Five industry sectors in Utah now show declining numbers of jobs, according to the state’s most recent monthly employment report, which shows the long-running trend of job growth has now reversed itself.

Employment fell by 0.2 percent, Mark Knold of the state’s department of workforce services reports, while unemployment for Utah sits at 3.5 percent, still well below the national average of 6.5 percent.

Perhaps hardest hit is Washington County and the county’s seat of St. George. One of the hardest hit areas in Utah because of the dramatic housing industry slowdown, Washington County residents have seen the number of jobs decline by 3.8 percent, the result of market corrections that are pushing key economic indicators back into balance, particularly for an area where the economy recently sprung forward by huge margins. “For example, between 2004 and 2006, the Washington County economy grew by 20 percent. It only took two years to grow the economy by one-fifth,” Knold explains. “Usually such excessive growth suggests stealing prosperity from the future, and that seems to be Washington County’s case.”

As expected, construction has borne the brunt of job cutbacks with the state shedding 13,400 jobs in that sector alone over the last year. This far outdistances all other declining industries, Knold says, adding the manufacturing sector is down 1,800 jobs, financial activities down 1,200, information down 600, and other services down 300.

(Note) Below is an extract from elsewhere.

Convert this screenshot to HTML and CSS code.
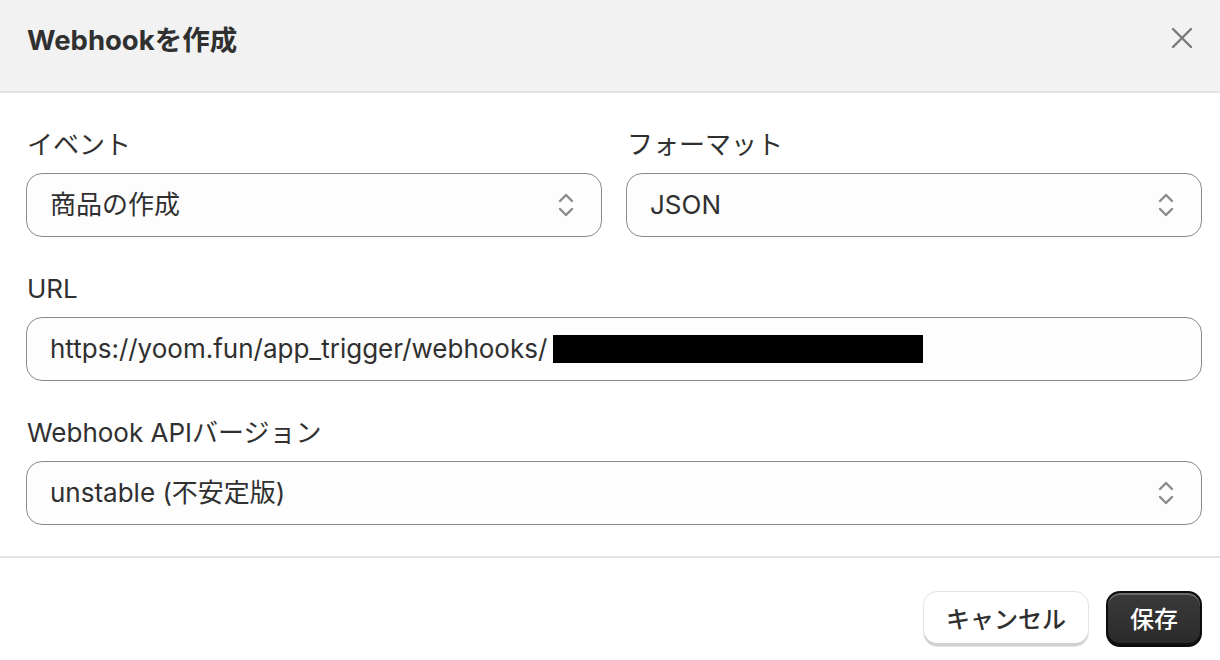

Knold says 2009 will show a worsening trend, perhaps the sharpest employment downturn in 55 years. The state could shed 1.5 percent of total jobs — some 19,000. Education and healthcare as well as the governmental sector will hold up well. Transportation sector jobs might hold up as well given the recent steep decline in fuel prices. Undoubtedly, retail and trade will take a hit, even in Utah which has been fairly resilient against the national trend.

In other economic news today:

Prices paid to U.S. producers plunged in October by the most on record as the faltering global economy caused demand for commodities to dry up. The 2.8 percent drop was larger than forecast and followed a 0.4 percent decline in September.

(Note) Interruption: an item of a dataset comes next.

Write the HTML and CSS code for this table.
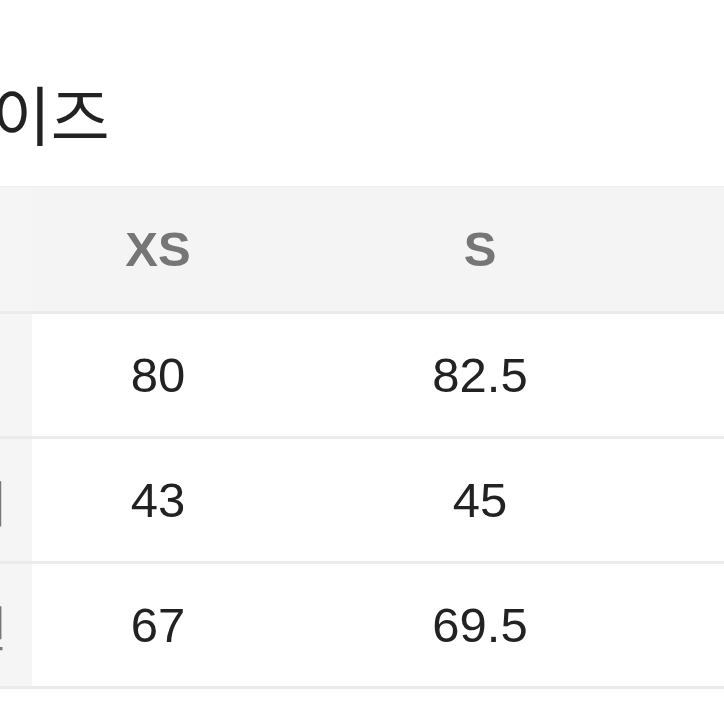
FILE: index.html
```html
<!DOCTYPE html>
<html lang="ko">
<head>
<meta charset="utf-8">
<link rel="stylesheet" href="styles.css">
</head>
<body>
<div class="page">
  <h1 class="title">사이즈</h1>
  <div class="table">
    <div class="row head">
      <div class="cell label"></div>
      <div class="cell">XS</div>
      <div class="cell">S</div>
      <div class="cell">M</div>
    </div>
    <div class="row">
      <div class="cell label">총장</div>
      <div class="cell">80</div>
      <div class="cell">82.5</div>
      <div class="cell">85</div>
    </div>
    <div class="row">
      <div class="cell label">어깨너비</div>
      <div class="cell">43</div>
      <div class="cell">45</div>
      <div class="cell">47</div>
    </div>
    <div class="row">
      <div class="cell label">가슴단면</div>
      <div class="cell">67</div>
      <div class="cell">69.5</div>
      <div class="cell">72</div>
    </div>
  </div>
</div>
</body>
</html>
```
FILE: styles.css
```css
html, body {
  margin: 0;
  padding: 0;
  background: #ffffff;
  overflow: hidden;
}
.page {
  width: 724px;
  height: 724px;
  overflow: hidden;
  padding-top: 75px;
  box-sizing: border-box;
}
.title {
  margin: 0 0 36px -67px;
  font-family: "Noto Sans CJK KR", sans-serif;
  font-weight: 400;
  font-size: 64px;
  line-height: 75px;
  color: #222222;
  white-space: nowrap;
}
.table {
  margin-left: -175px;
  width: 1243px;
}
.row {
  display: grid;
  grid-template-columns: 207px 252px 392px 392px;
  border-bottom: 3px solid #ebebeb;
}
.cell {
  height: 122px;
  display: flex;
  align-items: center;
  justify-content: center;
  font-family: "Liberation Sans", Arial, sans-serif;
  font-size: 49px;
  color: #222222;
}
.label {
  background: #f5f5f5;
  box-sizing: border-box;
  padding-right: 22px;
  font-family: "Noto Sans CJK KR", sans-serif;
  font-weight: 400;
  color: #777777;
  white-space: nowrap;
}
.head {
  background: #f4f4f4;
  border-top: 1px solid #efefef;
}
.head .cell {
  height: 124px;
  font-weight: 700;
  color: #767676;
}
```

Home prices fell in four out of every five U.S. cities in the third quarter, a record spurred by distressed foreclosure sales across the country. The median price of a U.S. home fell 9 percent from a year earlier and sales of properties with mortgages in default accounted for at least a third of all transactions, the Chicago- based National Association of Realtors said today. Prices fell in 120 U.S. metropolitan areas, rose in 28 and were unchanged in four, the biggest share of declines in data going back to 1979.